You may create separate figures for each boxplot based on the WIDE FORMAT data OR reshape the data into LONG FORMAT and create separate FACETS for each variable. You CANNOT use for-loops to create the separate boxplots.

Do the CONDITIONAL DISTRIBUTIONS appear DIFFERENT according to the BOX PLOT?

2f) - SOLUTION¶

In [ ]:
sns.catplot(data=df02, x='m1', y='x1', kind='box')
plt.show()
In [ ]:
sns.catplot(data=df02, x='m1', y='x2', kind='box')
plt.show()

Medians vary accross categories. D,F,G,I have the high variabilities and H is the least variable for x1 and x2 both.

2g)¶

Although there are several other CONDITIONAL DISTRIBUTION related figures to make, let's shift focus to the RELATIONSHIP between two continuous variables.

Create a scatter plot between the continuous variables using Seaborn.

Can you see any clear relationships between the two?

2g) - SOLUTION¶

In [ ]:
sns.relplot(data=df02, x= 'x1', y='x2')

plt.show()

I can't see a clear relationship here.

2h)¶

Let's now check if the continuous variable relationship depends on the non-numeric variable.

Create a scatter plot between the continuous variables using Seaborn. Color the markers based on the non-numeric column to study if the relationship CHANGES across the categories.

Does the CONDITIONAL RELATIONSHIP appear DIFFERENT across the CATEGORIES?

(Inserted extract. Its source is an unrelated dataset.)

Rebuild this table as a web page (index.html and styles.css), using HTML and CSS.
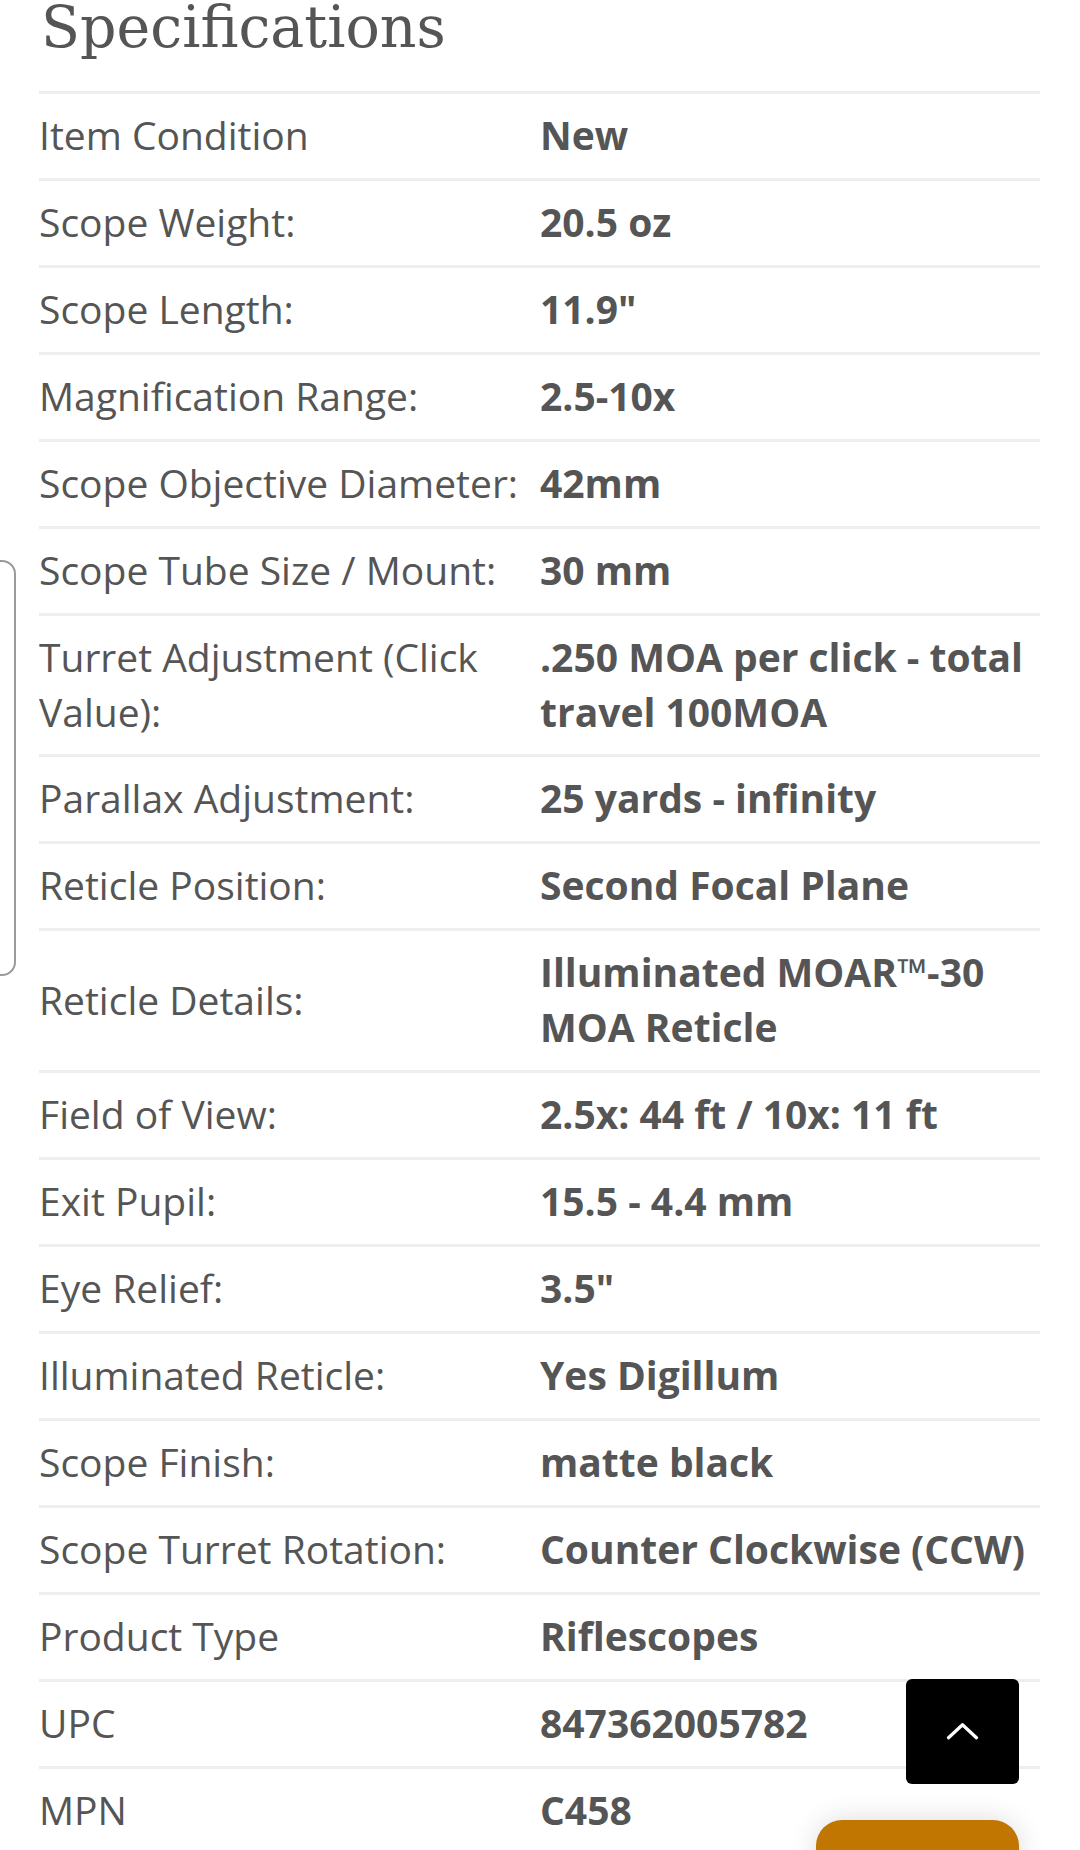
FILE: index.html
```html
<!DOCTYPE html>
<html lang="en">
<head>
<meta charset="utf-8">
<title>Specifications</title>
<link rel="stylesheet" href="styles.css">
</head>
<body>
<div class="side-tab"></div>
<main class="page">
  <h2 class="title">Specifications</h2>
  <table class="specs">
    <tbody>
      <tr><th>Item Condition</th><td>New</td></tr>
      <tr><th>Scope Weight:</th><td>20.5 oz</td></tr>
      <tr><th>Scope Length:</th><td>11.9"</td></tr>
      <tr><th>Magnification Range:</th><td>2.5-10x</td></tr>
      <tr><th>Scope Objective Diameter:</th><td>42mm</td></tr>
      <tr><th>Scope Tube Size / Mount:</th><td>30 mm</td></tr>
      <tr><th>Turret Adjustment (Click Value):</th><td>.250 MOA per click - total travel 100MOA</td></tr>
      <tr><th>Parallax Adjustment:</th><td>25 yards - infinity</td></tr>
      <tr><th>Reticle Position:</th><td>Second Focal Plane</td></tr>
      <tr><th>Reticle Details:</th><td>Illuminated MOAR™-30 MOA Reticle</td></tr>
      <tr><th>Field of View:</th><td>2.5x: 44 ft / 10x: 11 ft</td></tr>
      <tr><th>Exit Pupil:</th><td>15.5 - 4.4 mm</td></tr>
      <tr><th>Eye Relief:</th><td>3.5"</td></tr>
      <tr><th>Illuminated Reticle:</th><td>Yes Digillum</td></tr>
      <tr><th>Scope Finish:</th><td>matte black</td></tr>
      <tr><th>Scope Turret Rotation:</th><td>Counter Clockwise (CCW)</td></tr>
      <tr><th>Product Type</th><td>Riflescopes</td></tr>
      <tr><th>UPC</th><td>847362005782</td></tr>
      <tr><th>MPN</th><td>C458</td></tr>
    </tbody>
  </table>
</main>
<button class="to-top" aria-label="Back to top">
  <svg width="36" height="20" viewBox="0 0 36 20" aria-hidden="true"><polyline points="2.5,17.5 18,3 33.5,17.5" fill="none" stroke="#fff" stroke-width="3.6" stroke-linecap="round" stroke-linejoin="round"/></svg>
</button>
<div class="cart-pill"></div>
</body>
</html>
```
FILE: styles.css
```css
html, body {
  margin: 0;
  padding: 0;
  background: #fff;
}
body {
  font-family: "Open Sans", "Liberation Sans", sans-serif;
  color: #555;
  overflow: hidden;
  height: 1850px;
  position: relative;
}
.page {
  padding: 0 40px 0 39px;
}
.title {
  font-family: "DejaVu Serif", "Liberation Serif", serif;
  font-weight: normal;
  font-size: 57px;
  line-height: 54.5px;
  color: #555;
  margin: 0 0 36.5px 2px;
  letter-spacing: 0;
}
.specs {
  width: 1001px;
  border-collapse: collapse;
  font-size: 39px;
  line-height: 54.6px;
}
.specs tr {
  border-top: 3px solid #eee;
}
.specs th,
.specs td {
  padding: 14px 0 15.4px;
  vertical-align: middle;
  text-align: left;
}
.specs th {
  width: 501px;
  font-weight: normal;
  padding-right: 18px;
  box-sizing: border-box;
}
.specs td {
  font-weight: bold;
}
.side-tab {
  position: absolute;
  left: -30px;
  top: 560px;
  width: 42px;
  height: 412px;
  border: 2px solid #9a9a9a;
  border-radius: 14px;
}
.to-top {
  position: fixed;
  left: 906px;
  top: 1679px;
  width: 113px;
  height: 105px;
  background: #000;
  border: none;
  border-radius: 6px;
  padding: 0;
  display: flex;
  align-items: center;
  justify-content: center;
}
.to-top svg {
  margin-top: -2px;
  width: 33px;
  height: 18px;
}
.cart-pill {
  position: fixed;
  left: 816px;
  top: 1820px;
  width: 203px;
  height: 70px;
  background: #c07600;
  border-radius: 26px;
  box-shadow: 0 0 28px rgba(0, 0, 0, 0.14);
}
```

HINT: Which Seaborn argument allows you to ASSOCIATE or link the color to a column in the data?

2h) - SOLUTION¶

In [ ]:
sns.relplot(data=df02, x= 'x1', y='x2', hue='m1')

plt.show()
In [ ]:
sns.relplot(data=df02, x= 'x1', y='x2', col='m1',hue='m1', col_wrap=3)

plt.show()

Concluding based on color was also difficult as we have a lot of different values in categories so I used column seperation. We can see a positive linear trend b/w x1 and x2 for m1=G,H,I(it seems increasing correlation value by view) and negative linear trend b/w x1 and x2 for m1=A,B,C(it seems increasing correlation value by view) and no relation for m1=D,E,F.

hue and col seaborn argument allows you to ASSOCIATE or link the color to a column in the data.

2i)¶

Let's include a TREND line within the scatter plot to help visualize the linear relationship between the two continuous variables. Let's begin by IGNORING the potential influence of the non-numeric column.

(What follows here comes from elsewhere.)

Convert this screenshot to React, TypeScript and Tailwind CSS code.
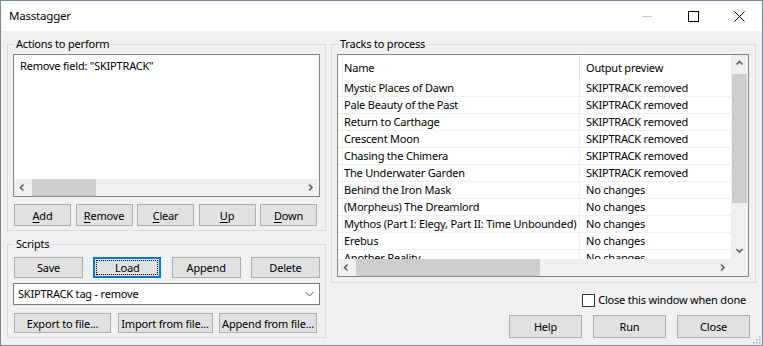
import React from 'react';

const tracks: [string, string][] = [
  ['Mystic Places of Dawn', 'SKIPTRACK removed'],
  ['Pale Beauty of the Past', 'SKIPTRACK removed'],
  ['Return to Carthage', 'SKIPTRACK removed'],
  ['Crescent Moon', 'SKIPTRACK removed'],
  ['Chasing the Chimera', 'SKIPTRACK removed'],
  ['The Underwater Garden', 'SKIPTRACK removed'],
  ['Behind the Iron Mask', 'No changes'],
  ['(Morpheus) The Dreamlord', 'No changes'],
  ['Mythos (Part I: Elegy, Part II: Time Unbounded)', 'No changes'],
  ['Erebus', 'No changes'],
  ['Another Reality', 'No changes'],
];

function Arrow({ dir }: { dir: 'left' | 'right' | 'up' | 'down' }) {
  const d = {
    left: 'M5.5 1.5 L2.5 4.5 L5.5 7.5',
    right: 'M3 1.5 L6 4.5 L3 7.5',
    up: 'M1.5 5.5 L4.5 2.5 L7.5 5.5',
    down: 'M1.5 3 L4.5 6 L7.5 3',
  }[dir];
  return (
    <svg width="9" height="9" viewBox="0 0 9 9">
      <path d={d} fill="none" stroke="#606060" strokeWidth="1.6" />
    </svg>
  );
}

function HScroll({ thumbLeft, thumbWidth }: { thumbLeft: number; thumbWidth: number }) {
  return (
    <div className="h-[17px] flex bg-[#f0f0f0] shrink-0">
      <div className="w-[17px] flex items-center justify-center">
        <Arrow dir="left" />
      </div>
      <div className="flex-1 relative">
        <div className="absolute top-0 bottom-0 bg-[#cdcdcd]" style={{ left: thumbLeft, width: thumbWidth }} />
      </div>
      <div className="w-[17px] flex items-center justify-center">
        <Arrow dir="right" />
      </div>
    </div>
  );
}

function Btn({ children, className = '' }: { children: React.ReactNode; className?: string }) {
  return (
    <button className={`bg-[#e1e1e1] border border-[#adadad] flex items-center justify-center whitespace-nowrap leading-none ${className}`}>
      {children}
    </button>
  );
}

function Mn({ c }: { c: string }) {
  return <span className="underline underline-offset-[2px] decoration-1">{c}</span>;
}

function Legend({ children }: { children: React.ReactNode }) {
  return <legend className="ml-[1px] px-[2px] leading-[16px]">{children}</legend>;
}

export default function App() {
  return (
    <div className="relative w-[763px] h-[346px] border border-[#7a8797] bg-[#f0f0f0] flex flex-col text-black font-['Noto_Sans','Liberation_Sans',sans-serif] text-[11px] tracking-[-0.2px]">
      {/* title bar */}
      <div className="h-[30px] bg-white flex items-center shrink-0">
        <span className="pl-[8px] flex-1 text-[11.5px] leading-[16px] pb-[1px]">Masstagger</span>
        <div className="w-[46px] h-full flex items-center justify-center">
          <div className="w-[10px] h-[1px] bg-[#c8c8c8]" />
        </div>
        <div className="w-[46px] h-full flex items-center justify-center">
          <div className="w-[11px] h-[11px] border border-black" />
        </div>
        <div className="w-[46px] h-full flex items-center justify-center">
          <svg width="11" height="11" viewBox="0 0 11 11">
            <path d="M0.5 0.5 L10.5 10.5 M10.5 0.5 L0.5 10.5" stroke="#000" strokeWidth="1" />
          </svg>
        </div>
      </div>

      <div className="flex pl-[6px] pr-[6px] gap-[5px] mt-[5px]">
        {/* left column */}
        <div className="w-[319px] flex flex-col gap-[5px]">
          <fieldset className="border border-[#dcdcdc] px-[5px] pt-[2px] pb-[4px]">
            <Legend>Actions to perform</Legend>
            <div className="h-[143px] border border-[#828790] bg-white flex flex-col">
              <div className="flex-1 pl-[6px] pt-[3px] leading-[16px]">Remove field: "SKIPTRACK"</div>
              <HScroll thumbLeft={1} thumbWidth={64} />
            </div>
            <div className="mt-[7px] flex justify-between pl-[1px] pr-[3px]">
              <Btn className="w-[57px] h-[22px]"><Mn c="A" />dd</Btn>
              <Btn className="w-[57px] h-[22px]"><Mn c="R" />emove</Btn>
              <Btn className="w-[57px] h-[22px]"><Mn c="C" />lear</Btn>
              <Btn className="w-[57px] h-[22px]"><Mn c="U" />p</Btn>
              <Btn className="w-[57px] h-[22px]"><Mn c="D" />own</Btn>
            </div>
          </fieldset>

          <fieldset className="border border-[#dcdcdc] px-[5px] pt-[5px] pb-[4px]">
            <Legend>Scripts</Legend>
            <div className="flex justify-between pl-[1px]">
              <Btn className="w-[69px] h-[21px]">Save</Btn>
              <button className="w-[68px] h-[21px] bg-[#e1e1e1] border-2 border-[#0078d7] flex p-[1px] leading-none">
                <span className="flex-1 self-stretch border border-dotted border-black flex items-center justify-center">Load</span>
              </button>
              <Btn className="w-[69px] h-[21px]">Append</Btn>
              <Btn className="w-[69px] h-[21px]">Delete</Btn>
            </div>
            <div className="mt-[5px] h-[22px] bg-white border border-[#7a7a7a] flex items-center pl-[4px] pr-[5px]">
              <span className="flex-1 leading-[16px]">SKIPTRACK tag - remove</span>
              <svg width="9" height="6" viewBox="0 0 9 6">
                <path d="M0.5 1 L4.5 5 L8.5 1" fill="none" stroke="#505050" strokeWidth="1" />
              </svg>
            </div>
            <div className="mt-[8px] flex justify-between pl-[1px] pr-[3px]">
              <Btn className="w-[97px] h-[20px]">Export to file...</Btn>
              <Btn className="w-[95px] h-[20px]">Import from file...</Btn>
              <Btn className="w-[98px] h-[20px]">Append from file...</Btn>
            </div>
          </fieldset>
        </div>

        {/* right column */}
        <div className="w-[425px] flex flex-col">
          <fieldset className="border border-[#dcdcdc] pl-[5px] pr-[6px] pt-[2px] pb-[5px]">
            <Legend>Tracks to process</Legend>
            <div className="h-[223px] border border-[#828790] bg-white flex flex-col">
              <div className="flex-1 flex min-h-0">
                <div className="flex-1 overflow-hidden">
                  <div className="h-[25px] flex">
                    <div className="w-[242px] border-r border-[#e5e5e5] pl-[6px] flex items-center leading-[16px]">Name</div>
                    <div className="pl-[6px] flex items-center leading-[16px]">Output preview</div>
                  </div>
                  {tracks.map(([name, out]) => (
                    <div key={name} className="h-[17px] flex border-b border-[#f0f0f0] leading-[16px]">
                      <div className="w-[242px] shrink-0 border-r border-[#f0f0f0] pl-[6px] whitespace-nowrap overflow-hidden">{name}</div>
                      <div className="pl-[6px] whitespace-nowrap">{out}</div>
                    </div>
                  ))}
                </div>
                <div className="w-[17px] bg-[#f0f0f0] flex flex-col">
                  <div className="h-[17px] flex items-center justify-center">
                    <Arrow dir="up" />
                  </div>
                  <div className="flex-1 relative">
                    <div className="absolute left-[1px] right-[1px] top-[2px] h-[129px] bg-[#cdcdcd]" />
                  </div>
                  <div className="h-[17px] flex items-center justify-center">
                    <Arrow dir="down" />
                  </div>
                </div>
              </div>
              <div className="flex">
                <div className="flex-1">
                  <HScroll thumbLeft={1} thumbWidth={184} />
                </div>
                <div className="w-[17px] h-[17px] bg-[#f0f0f0]" />
              </div>
            </div>
          </fieldset>

          <label className="mt-[9px] self-end mr-[10px] flex items-center gap-[3px] leading-[16px]">
            <span className="w-[13px] h-[13px] border border-[#333] bg-white" />
            Close this window when done
          </label>

          <div className="mt-[7px] flex justify-end gap-[11px] pr-[6px]">
            <Btn className="w-[73px] h-[23px]">Help</Btn>
            <Btn className="w-[73px] h-[23px]">Run</Btn>
            <Btn className="w-[73px] h-[23px]">Close</Btn>
          </div>
        </div>
      </div>

      {/* size grip */}
      <svg className="absolute right-[1px] bottom-[1px]" width="9" height="9" viewBox="0 0 9 9">
        {[
          [7, 1],
          [4, 4],
          [7, 4],
          [1, 7],
          [4, 7],
          [7, 7],
        ].map(([x, y]) => (
          <rect key={`${x}-${y}`} x={x} y={y} width="1.5" height="1.5" fill="#b0b0b0" />
        ))}
      </svg>
    </div>
  );
}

Create a scatter plot which includes a trend line to show the linear relationship between the two numeric columns. You should NOT color based on the non-numeric columnn.

What kind of relationship does the TREND line represent when the non-numeric column is ignored?

2i) - SOLUTION¶

In [ ]:
sns.lmplot(data=df02, x= 'x1', y='x2')

plt.show()

A line almost parallel to x axis but appears to be little positive.

2j)¶

Let's now include TREND lines that are associated with the categories of the non-numeric column.

Create a scatter plot which includes trend lines to show the linear relationship between the numeric columns. Color the markers and the trend lines based on the non-numeric column.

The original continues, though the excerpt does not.